Italy Safety Guide: What to Watch Out For and What's Overstated

· 3 min read Practical
Italy travel safety — tourist awareness guide

Italy is a very safe country for tourists. Violent crime against visitors is rare. The risks that do exist are specific and largely avoidable: pickpocketing in crowded tourist areas, taxi and restaurant overcharging, and a few street scams concentrated near the major sights. Understanding these allows most visitors to have a completely trouble-free trip.

Pickpocketing

The primary risk for tourists in Italy. Rome and Florence in particular have organised groups operating around the Colosseum, Trevi Fountain, the Uffizi, the Campo de’ Fiori, and on crowded metro trains.
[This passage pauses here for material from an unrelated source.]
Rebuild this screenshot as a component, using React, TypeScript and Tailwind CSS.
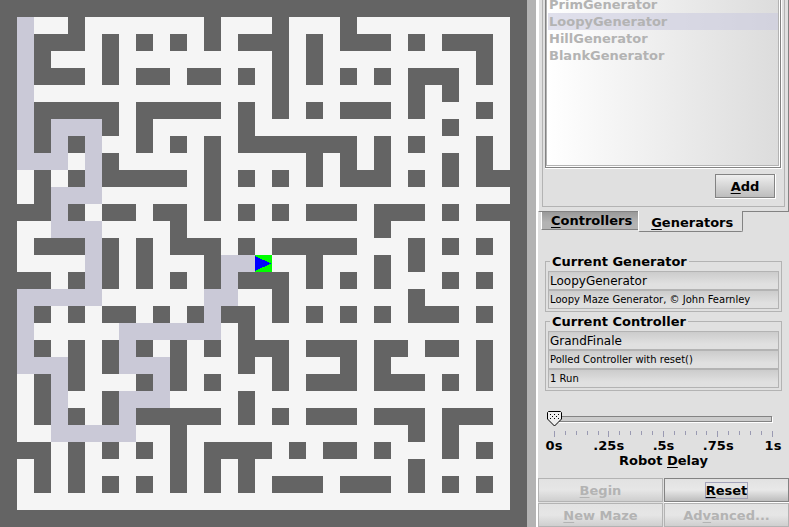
import { useState, type ReactNode } from 'react';

const MAZE = [
  '###############################',
  '#o..#.......#...#...#.........#',
  '#o###.#.#.#.#.###.#.###.#.###.#',
  '#o#...#.........#.#.........#.#',
  '#o###.#.##.##.#.#.#.#.#.###.#.#',
  '#o..............#.......#.#...#',
  '#o#####.#####.#.#.#.###.#...#.#',
  '#o#ooo#.#.....#...........#...#',
  '#o#o#o..#.#.#.#######.#.#...#.#',
  '#ooo.o#.....#.....#.#.#...#.#.#',
  '#.#.#o#####.#.#.#.#.###.#.#.###',
  '#.#ooo......#.................#',
  '###o#.##.##.#.#.#.###.###.#.###',
  '#..ooo....#...........#.......#',
  '#.###o#.#.###.#.#####...#.#.#.#',
  '#....o#.#...#oo...#...#.#.....#',
  '###.#o#.#.#.#o###.#.#.#...#.#.#',
  '#ooooo......oo..#.......#.....#',
  '#o#.#.##.#.#o##.#.#.#.#.###.#.#',
  '#o.....oooooo.#...............#',
  '#o#.#.#o#.#.#.###.###.##.##.#.#',
  '#ooo#.#ooo#...#.#...#.#.....#.#',
  '#.#o#...#o#.#...#.###.###.#.#.#',
  '#.#o..#ooo....#...............#',
  '#.#o#.#o#####.#.#.###.###.###.#',
  '#..ooooo..#.............#.#...#',
  '###.#.#.#.#.####.#.##.#...#.#.#',
  '#.#.#.....#.#.#.........#.....#',
  '#.#.#.#.#.#.#.#.###.###.#.#.#.#',
  '#.............................#',
  '###############################',
];
const CELL = 17;
const FILLS: Record<string, string> = { '#': '#646464', o: '#cac9d7' };
const ROBOT = { x: 15, y: 15 };

function Maze() {
  const size = MAZE.length * CELL;
  return (
    <svg
      className="block w-[527px] shrink-0 self-start"
      viewBox={`0 0 ${size} ${size}`}
      shapeRendering="crispEdges"
      role="img"
      aria-label="Maze"
    >
      <rect width={size} height={size} fill="#f5f5f5" />
      {MAZE.flatMap((row, y) =>
        Array.from(row.matchAll(/#+|o+/g), (run) => (
          <rect
            key={`${y}-${run.index}`}
            x={run.index * CELL}
            y={y * CELL}
            width={run[0].length * CELL}
            height={CELL}
            fill={FILLS[run[0][0]]}
          />
        )),
      )}
      <g transform={`translate(${ROBOT.x * CELL} ${ROBOT.y * CELL})`}>
        <rect width={CELL} height={CELL} fill="#00ff00" />
        <path d="M0 1 L16 8.5 L0 16 Z" fill="#0000ff" />
      </g>
    </svg>
  );
}

function Key({ children }: { children: ReactNode }) {
  return <span className="underline decoration-1 underline-offset-2">{children}</span>;
}

const GENERATORS = ['PrimGenerator', 'LoopyGenerator', 'HillGenerator', 'BlankGenerator'];

function GeneratorPanel() {
  return (
    <div className="flex min-h-0 flex-1 flex-col border-r border-b border-l border-r-[#838383] border-b-[#838383] border-l-white px-[3px] pb-1">
      <div className="flex min-h-0 flex-1 flex-col border-x border-b border-[#b3b3b3] px-0.5 pb-[7px]">
        <div className="min-h-0 flex-1 overflow-hidden border-r border-b border-white">
          <div className="h-full border-r border-b border-l border-[#838383]">
            <div className="h-full border-r border-b border-white">
              <div className="h-full overflow-hidden border-x border-b border-[#b3b3b3] bg-linear-to-r from-white to-[#dcdcdc] pl-px">
                <ul className="-mt-1 text-[#b3b3b3]">
                  {GENERATORS.map((name) => (
                    <li
                      key={name}
                      className={
                        name === 'LoopyGenerator'
                          ? 'h-[17px] bg-[#ccccdf]/60 pl-px leading-[17px]'
                          : 'h-[17px] pl-px leading-[17px]'
                      }
                    >
                      {name}
                    </li>
                  ))}
                </ul>
              </div>
            </div>
          </div>
        </div>
        <div className="flex justify-end pt-[5px] pr-1.5">
          <div className="border-r border-b border-white">
            <button className="block h-6 w-[60px] border border-[#838383] bg-linear-to-b from-[#efefef] to-[#bdbdbd] pt-px font-bold">
              <Key>A</Key>dd
            </button>
          </div>
        </div>
      </div>
    </div>
  );
}

function Tabs() {
  return (
    <div role="tablist" className="flex items-start pl-[3px]">
      <button
        role="tab"
        aria-selected={false}
        className="h-[18px] border-b border-l border-b-[#838383] border-l-white bg-linear-to-b from-[#999999] to-[#b3b3b3] to-60% pr-1.5 pl-[9px] leading-4"
      >
        <Key>C</Key>ontrollers
      </button>
      <button
        role="tab"
        aria-selected={true}
        className="relative -mt-px h-[21px] rounded-b-[2px] border-r border-b border-l border-r-[#838383] border-b-[#838383] border-l-white bg-[#e0e0e0] pt-1 pr-[9px] pl-3 leading-4"
      >
        <Key>G</Key>enerators
      </button>
    </div>
  );
}

type Line = { label: string; value: string; small?: boolean };

function InfoBox({ title, lines }: { title: string; lines: Line[] }) {
  return (
    <fieldset className="border border-[#b3b3b3] px-0.5 pt-px pb-0.5">
      <legend className="ml-0.5 h-[17px] px-0.5 leading-[17px]">{title}</legend>
      <div className="flex flex-col">
        {lines.map((line) => (
          <input
            key={line.label}
            aria-label={line.label}
            readOnly
            value={line.value}
            className={
              line.small
                ? 'h-[19px] w-full border border-[#b3b3b3] bg-linear-to-b from-[#cccccc] to-[#e0e0e0] to-70% px-px text-[10px] font-normal outline-none'
                : 'h-[19px] w-full border border-[#b3b3b3] bg-linear-to-b from-[#cccccc] to-[#e0e0e0] to-70% px-px text-[12px] font-normal outline-none'
            }
          />
        ))}
      </div>
    </fieldset>
  );
}

const TICKS = Array.from({ length: 21 }, (_, i) => i);

function DelaySlider() {
  const [delay, setDelay] = useState(0);
  return (
    <div className="px-4 pt-5">
      <div className="relative h-[17px] pt-[5px] pr-px">
        <input
          id="delay"
          type="range"
          min={0}
          max={100}
          value={delay}
          onChange={(e) => setDelay(Number(e.target.value))}
          className="block h-1.5 w-full appearance-none border border-[#838383] bg-[#cccccc] shadow-[1px_1px_0_white] outline-none [&::-webkit-slider-thumb]:size-1 [&::-webkit-slider-thumb]:appearance-none [&::-webkit-slider-thumb]:opacity-0"
        />
        <svg
          className="pointer-events-none absolute top-0 -ml-[7px] h-4 w-[15px]"
          style={{ left: `${delay}%` }}
          viewBox="0 0 15 16"
        >
          <path d="M1.5 .5h12l1 1v6.5l-7 7l-7-7v-6.500z" fill="#eeeeee" stroke="#000000" />
          <path
            d="M3 3h1v1h-1zM7 3h1v1h-1zM11 3h1v1h-1zM5 5h1v1h-1zM9 5h1v1h-1zM3 7h1v1h-1zM7 7h1v1h-1zM11 7h1v1h-1z"
            fill="#000000"
          />
        </svg>
      </div>
      <div className="mt-[3px] flex h-1.5 items-start justify-between">
        {TICKS.map((i) => (
          <span key={i} className={i % 5 === 0 ? 'h-1.5 w-px bg-[#9a9ab2]' : 'h-1 w-px bg-[#9a9ab2]'} />
        ))}
      </div>
      <div className="mt-px flex justify-between leading-[15px]">
        {['0s', '.25s', '.5s', '.75s', '1s'].map((t) => (
          <span key={t} className="flex w-0 justify-center">
            {t}
          </span>
        ))}
      </div>
      <label htmlFor="delay" className="block text-center leading-[15px]">
        Robot <Key>D</Key>elay
      </label>
    </div>
  );
}

const disabledButton =
  'h-6 border border-[#b3b3b3] bg-linear-to-b from-[#e2e2e2] via-[#e6e6e6] to-[#cfcfcf] pt-px text-[#b3b3b3]';

function Actions() {
  return (
    <div className="grid grid-cols-2 gap-px">
      <button disabled className={disabledButton}>
        <Key>B</Key>egin
      </button>
      <button className="flex h-6 items-center justify-center border border-[#838383] bg-linear-to-b from-[#e2e2e2] via-[#e8e8e8] to-[#bdbdbd] pt-px shadow-[0_1px_0_white]">
        <span className="border border-[#a3a3bb] leading-[15px]">
          <Key>R</Key>eset
        </span>
      </button>
      <button disabled className={disabledButton}>
        <Key>N</Key>ew Maze
      </button>
      <button disabled className={disabledButton}>
        Ad<Key>v</Key>anced...
      </button>
    </div>
  );
}

export default function App() {
  return (
    <main className="flex h-screen overflow-hidden bg-[#e0e0e0] font-['DejaVu_Sans',sans-serif] text-[13px] font-bold text-black">
      <Maze />
      <div className="w-[9px] shrink-0 bg-[#b3b3b3]" />
      <div className="w-0.5 shrink-0 bg-white" />
      <aside className="flex min-w-0 flex-1 flex-col">
        <GeneratorPanel />
        <Tabs />
        <div className="flex flex-col gap-px px-[7px] pt-[21px]">
          <InfoBox
            title="Current Generator"
            lines={[
              { label: 'Generator', value: 'LoopyGenerator' },
              { label: 'Description', value: 'Loopy Maze Generator, © John Fearnley', small: true },
            ]}
          />
          <InfoBox
            title="Current Controller"
            lines={[
              { label: 'Controller', value: 'GrandFinale' },
              { label: 'Type', value: 'Polled Controller with reset()', small: true },
              { label: 'Runs', value: '1 Run', small: true },
            ]}
          />
        </div>
        <DelaySlider />
        <div className="mt-2.5">
          <Actions />
        </div>
      </aside>
    </main>
  );
}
The method is always distraction — someone bumps into you, asks for directions, offers a bracelet, or creates a scene while an accomplice operates.

Practical prevention:

  • Use a money belt or a bag that sits across your body with the clasp in front
  • Don’t carry a wallet in your back pocket
  • Be alert when entering metro carriages — the moment of boarding is the highest-risk point
  • Don’t get distracted by overly friendly strangers near tourist sites
  • Use contactless payment for most transactions (less cash visible)

If it happens: Report to the nearest carabinieri (military police) or polizia station for an official report (denuncia) — required for insurance claims.

Common tourist scams

The bracelet scam: A man approaches, ties a string bracelet onto your wrist, then demands payment — sometimes aggressively. Solution: don’t let anyone touch your hands or wrists. Move away quickly.

The restaurant overcharge: Some restaurants near major tourist sites add charges that weren’t on the menu — service charge, cover charge, “special” items. Solution: read the menu carefully before ordering, and check your receipt against it.

Taxi overcharging: In Rome, some unofficial taxis at airports and train stations don’t use meters. Use the official fixed-rate taxis (white cars with “TAXI” on the roof) or book an Uber/ItTaxi in advance.

The “free gift” scam: Someone presses a “free” item into your hands (roses, corn for pigeons, items near monuments) then aggressively demands money. Simply don’t take anything from strangers.

Traffic and road safety

Italian city traffic is aggressive by northern European standards. Pedestrians do not automatically have right of way at zebra crossings in practice; check both ways. Scooters and motorcycles often ignore traffic signals.

In Rome particularly, crossing large intersections requires waiting for a group of locals and crossing with them — individual timing of traffic is harder without local knowledge.

Hiring scooters/motorcycles: Generally discouraged in city centres; the combination of unfamiliar roads, ZTL cameras, aggressive local driving, and cobblestones is genuinely hazardous for inexperienced riders.

Heat safety

July and August in Italian cities reach 35–38°C. Heat-related illness is a real risk, particularly for elderly travellers:

  • Avoid strenuous sightseeing between 12pm and 3pm
  • Drink water constantly (Rome’s nasoni fountains are free)
  • Wear sun protection
  • Take advantage of air-conditioned museums during peak heat

Natural hazards

Vesuvius and Etna: Both active but monitored. The areas around both volcanoes are among the most monitored on earth; no credible risk of a surprise eruption without warning.

Earthquakes: Italy is seismically active; earthquakes are unpredictable but most structures in tourist areas have been assessed. The central Apennines (Umbria, Marche, Abruzzo) have experienced significant earthquakes in recent decades. Standard earthquake safety advice applies: don’t shelter in doorways (an outdated myth); get under a solid table or move away from buildings if outside.

Flooding (Venice): The acqua alta (high water) in Venice is a predictable event, not a safety risk for healthy adults. The water is 5–30cm deep; wear waterproof footwear and use the raised walkways. The app “Acqua Alta Venezia” provides real-time predictions.

Overall assessment

Italy is genuinely safe for most travellers. The risks described above are real but concentrated and avoidable. The vast majority of visitors to Italy experience zero problems. The country has a universal healthcare system, functioning emergency services (112 is the all-purpose emergency number), and tourist infrastructure designed for tens of millions of visitors per year.